Job. Going through the material below, please gather all lines with the word "React" in them.

Supplied information.
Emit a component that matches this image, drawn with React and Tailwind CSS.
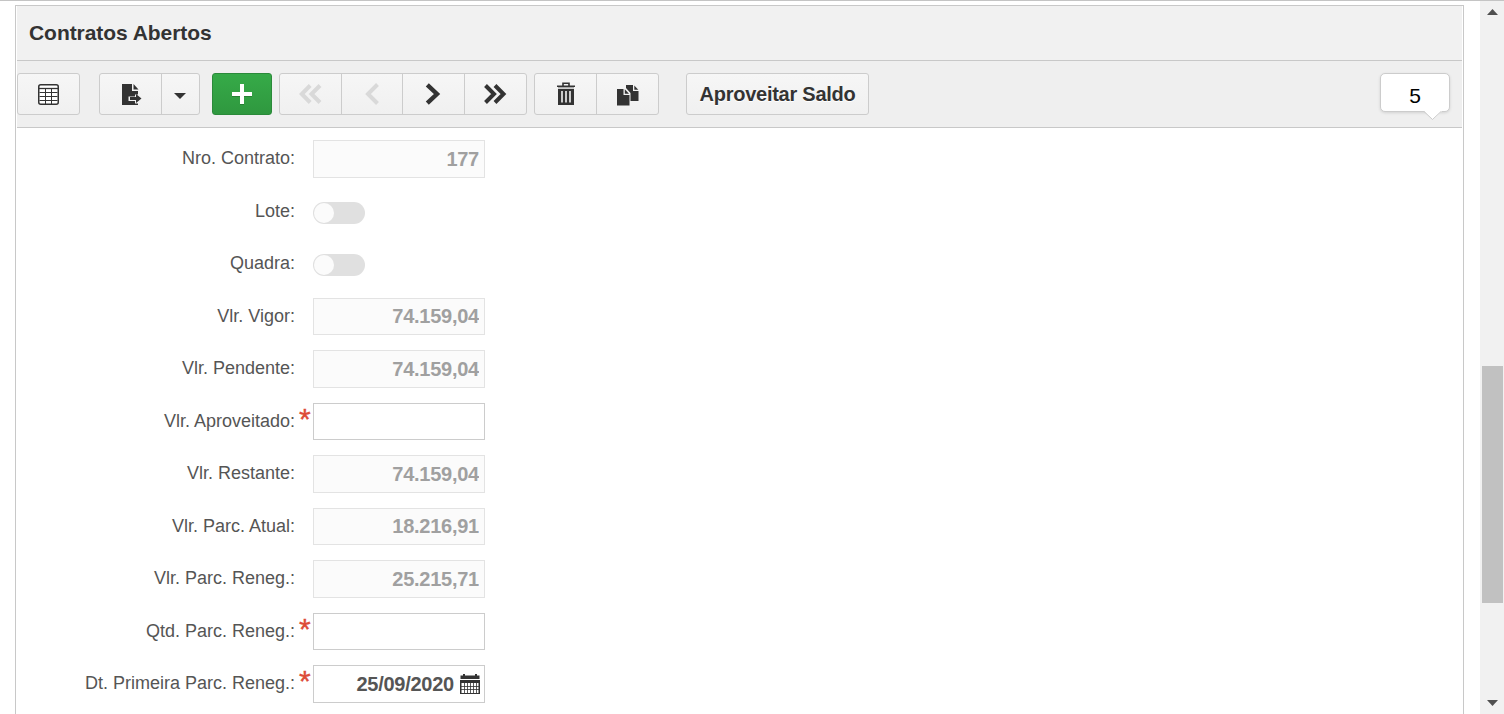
import React, { useState } from 'react';

const GridIcon = () => (
  <svg width="21" height="21" viewBox="0 0 21 21" fill="none" stroke="#333">
    <rect x="0.750" y="0.750" width="19.500" height="19.500" rx="2" strokeWidth="1.500" fill="#fff" />
    <path d="M1 4.500h19" strokeWidth="1.300" />
    <path d="M1.500 8.500h18M1.500 12.500h18M1.500 16.500h18M7.500 5v15M13.500 5v15" strokeWidth="1" />
  </svg>
);

const ExportIcon = () => (
  <svg width="20" height="22" viewBox="0 0 20 22" fill="#333">
    <path d="M0 0H10V7H16V10.5H13V12.5H6.500V17H13V19.500H16V21H0Z" />
    <path d="M11.500 0L16.500 5.500H11.500Z" />
    <path d="M8 13H14V10L19.500 14.500L14 19V16H8Z" />
  </svg>
);

const PlusIcon = () => (
  <svg className="drop-shadow-[0_1px_0_rgba(0,0,0,0.2)]" width="22" height="20" viewBox="0 0 22 20" fill="#fff">
    <path d="M9 0h4v8h8v4h-8v8H9v-8H1V8h8z" />
  </svg>
);

const FirstIcon = () => (
  <svg width="24" height="20" viewBox="0 0 24 20" fill="none" stroke="currentColor" strokeWidth="4">
    <path d="M11.200 1.500L2.800 10L11.200 18.500M21 1.500L12.500 10L21 18.500" />
  </svg>
);

const PrevIcon = () => (
  <svg width="14" height="22" viewBox="0 0 14 22" fill="none" stroke="currentColor" strokeWidth="4">
    <path d="M12.500 1.500L3 11L12.500 20.500" />
  </svg>
);

const NextIcon = () => (
  <svg width="16" height="22" viewBox="0 0 16 22" fill="none" stroke="currentColor" strokeWidth="4.400">
    <path d="M2.300 1.800L12 11L2.300 20.200" />
  </svg>
);

const LastIcon = () => (
  <svg width="24" height="20" viewBox="0 0 24 20" fill="none" stroke="currentColor" strokeWidth="4">
    <path d="M1.500 1.500L10 10L1.500 18.500M11 1.500L19.500 10L11 18.500" />
  </svg>
);

const TrashIcon = () => (
  <svg width="18" height="23" viewBox="0 0 18 23">
    <path d="M6 4V1.200H12V4" fill="none" stroke="#333" strokeWidth="1.600" />
    <path d="M0 3.500H18V5H0Z" fill="#333" />
    <path d="M1 5h16v1.500H1z" fill="#aaa" />
    <path d="M1 7H17V23H1Z" fill="#333" />
    <path d="M5 9v11.500M9 9v11.500M13 9v11.500" stroke="#f3f3f3" strokeWidth="1.600" />
  </svg>
);

const CopyIcon = () => (
  <svg width="22" height="21" viewBox="0 0 22 21" fill="#333">
    <path d="M9 0H16V6H21.500V16H13.500V8L9 3Z" />
    <path d="M17.300 0.500L21.300 4.800H17.300Z" />
    <path d="M0 4H6.500V10H12.500V20.500H0Z" />
    <path d="M7.800 4.300L12 8.800H7.800Z" />
  </svg>
);

const CalendarIcon = () => (
  <svg width="20" height="20" viewBox="0 0 20 20">
    <path d="M3 0H5V1.500H15V0H17V1.500H19.500V5H0.500V1.500H3Z" fill="#333" />
    <path d="M0 6H20V20H0Z" fill="#333" />
    <path d="M1.500 9h17v10h-17z" fill="#fff" />
    <path d="M1 12.500h18M1 15.500h18M4.500 9v10M7.500 9v10M10.500 9v10M13.500 9v10M16.500 9v10" stroke="#333" strokeWidth="0.800" />
  </svg>
);

const fields = [
  { label: 'Nro. Contrato:', value: '177' },
  { label: 'Lote:', type: 'switch' },
  { label: 'Quadra:', type: 'switch' },
  { label: 'Vlr. Vigor:', value: '74.159,04' },
  { label: 'Vlr. Pendente:', value: '74.159,04' },
  { label: 'Vlr. Aproveitado:', value: '', required: true },
  { label: 'Vlr. Restante:', value: '74.159,04' },
  { label: 'Vlr. Parc. Atual:', value: '18.216,91' },
  { label: 'Vlr. Parc. Reneg.:', value: '25.215,71' },
  { label: 'Qtd. Parc. Reneg.:', value: '', required: true },
  { label: 'Dt. Primeira Parc. Reneg.:', value: '25/09/2020', required: true, type: 'date' },
];

const group = 'flex h-[42px] shrink-0 rounded-[3px] border border-[#ccc] bg-linear-to-b from-[#f6f6f6] to-[#f0f0f0] divide-x divide-[#ccc]';
const cell = 'flex items-center justify-center disabled:text-[#d9d9d9]';

const Toolbar = () => (
  <div className="flex h-[67px] items-start border-b border-[#c8c8c8] bg-[#efefef] pt-3 text-[#333]">
    <div className={group}>
      <button className={`${cell} w-[61px] pt-px`}><GridIcon /></button>
    </div>
    <div className={`${group} ml-[19px]`}>
      <button className={`${cell} w-[62px] pt-0.5 pl-0.5`}><ExportIcon /></button>
      <button className={`${cell} w-[37px] pt-1 pr-0.5`}>
        <svg width="12" height="6" viewBox="0 0 12 6" fill="#333"><path d="M0 0h12L6 6z" /></svg>
      </button>
    </div>
    <button className="ml-3 flex h-[42px] w-[60px] items-center justify-center rounded-[3px] border border-[#2b8a3a] bg-linear-to-b from-[#36aa48] to-[#2f983f]">
      <PlusIcon />
    </button>
    <div className={`${group} ml-[7px]`}>
      <button disabled className={`${cell} w-[62px]`}><FirstIcon /></button>
      <button disabled className={`${cell} w-[61px]`}><PrevIcon /></button>
      <button className={`${cell} w-[62px] pr-px`}><NextIcon /></button>
      <button className={`${cell} w-[61px]`}><LastIcon /></button>
    </div>
    <div className={`${group} ml-[7px]`}>
      <button className={`${cell} w-[62px] pb-0.5`}><TrashIcon /></button>
      <button className={`${cell} w-[61px] pt-0.5`}><CopyIcon /></button>
    </div>
    <button className="ml-[27px] flex h-[42px] w-[183px] items-center justify-center rounded-[3px] border border-[#ccc] bg-linear-to-b from-[#f6f6f6] to-[#f0f0f0] pb-px text-[20px] font-bold tracking-[-0.250px] text-shadow-[0_1px_0_#fff]">
      Aproveitar Saldo
    </button>
    <div className="relative mr-3 ml-auto flex h-[39px] w-[70px] items-center justify-center rounded-[5px] border border-[#ccc] bg-white pt-1.5 text-[21px] text-black shadow-[0_1px_3px_rgba(0,0,0,0.12)]">
      5
      <svg className="absolute top-[36px] left-[42px]" width="20" height="11" viewBox="0 0 20 11">
        <path d="M0 0H20L10 9.500Z" fill="#fff" />
        <path d="M1 1.500L9.500 9.500L18 1.500" fill="none" stroke="#ccc" />
      </svg>
    </div>
  </div>
);

const Switch = () => {
  const [on, setOn] = useState(false);
  return (
    <button
      role="switch"
      aria-checked={on}
      onClick={() => setOn(!on)}
      className={`mt-[9px] flex h-[22px] w-[52px] items-center rounded-full bg-[#e0e0e0] px-px ${on ? 'justify-end' : 'justify-start'}`}
    >
      <span className="h-5 w-5 rounded-full bg-[#fbfbfb]"></span>
    </button>
  );
};

const Field = ({ label, value, required, type }) => {
  const editable = required;
  return (
    <div className="flex h-[52.500px] shrink-0 items-start">
      <label className="w-[279px] pt-[4.900px] text-right text-[18px] leading-[27px] text-[#555]">{label}</label>
      <span className="w-[18px] pt-[1.800px] pl-1 text-[30px] leading-[28px] text-[#dd4b39] [-webkit-text-stroke:0.4px_#dd4b39]">{required ? '*' : ''}</span>
      {type === 'switch' ? (
        <Switch />
      ) : (
        <div className={`flex h-[37.500px] w-[172px] items-center border ${editable ? 'border-[#ccc] bg-white text-[#555]' : 'border-[#e3e3e3] bg-[#fbfbfb] text-[#a0a0a0]'}`}>
          <input
            readOnly={!editable}
            defaultValue={value}
            className="h-full w-full min-w-0 bg-transparent pr-[5px] text-right text-[20px] font-bold tracking-[-0.250px] outline-none"
          />
          {type === 'date' && <span className="mr-1 ml-px shrink-0"><CalendarIcon /></span>}
        </div>
      )}
    </div>
  );
};

const Scrollbar = () => (
  <div className="flex h-full w-6 shrink-0 flex-col items-center bg-[#f1f1f1]">
    <svg className="mt-2 shrink-0" width="11" height="6" viewBox="0 0 11 6" fill="#505050"><path d="M0 6L5.500 0L11 6z" /></svg>
    <div className="mt-[351px] h-[237px] w-[21px] shrink-0 bg-[#c1c1c1]"></div>
    <svg className="mt-auto mb-2 shrink-0" width="11" height="6" viewBox="0 0 11 6" fill="#505050"><path d="M0 0h11L5.500 6z" /></svg>
  </div>
);

const App = () => {
  return (
    <main className="flex h-screen w-screen overflow-hidden border-t border-[#c4c4c4] bg-white font-['Liberation_Sans',Arial,sans-serif]">
      <div className="min-w-0 flex-1 overflow-hidden pt-1 pr-4 pl-[15px]">
        <section className="h-[800px] border border-[#c8c8c8]">
          <div className="mr-px ml-px">
            <h1 className="flex h-[55px] items-center border-b border-[#c8c8c8] bg-[#f1f1f1] pl-3 text-[21px] font-bold tracking-[-0.050px] text-[#333]">
              Contratos Abertos
            </h1>
            <Toolbar />
          </div>
          <form className="flex flex-col pt-[12.300px]">
            {fields.map((field) => (
              <Field key={field.label} {...field} />
            ))}
          </form>
        </section>
      </div>
      <Scrollbar />
    </main>
  );
};

export default App;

Final result.
Emit a component that matches this image, drawn with React and Tailwind CSS.
import React, { useState } from 'react';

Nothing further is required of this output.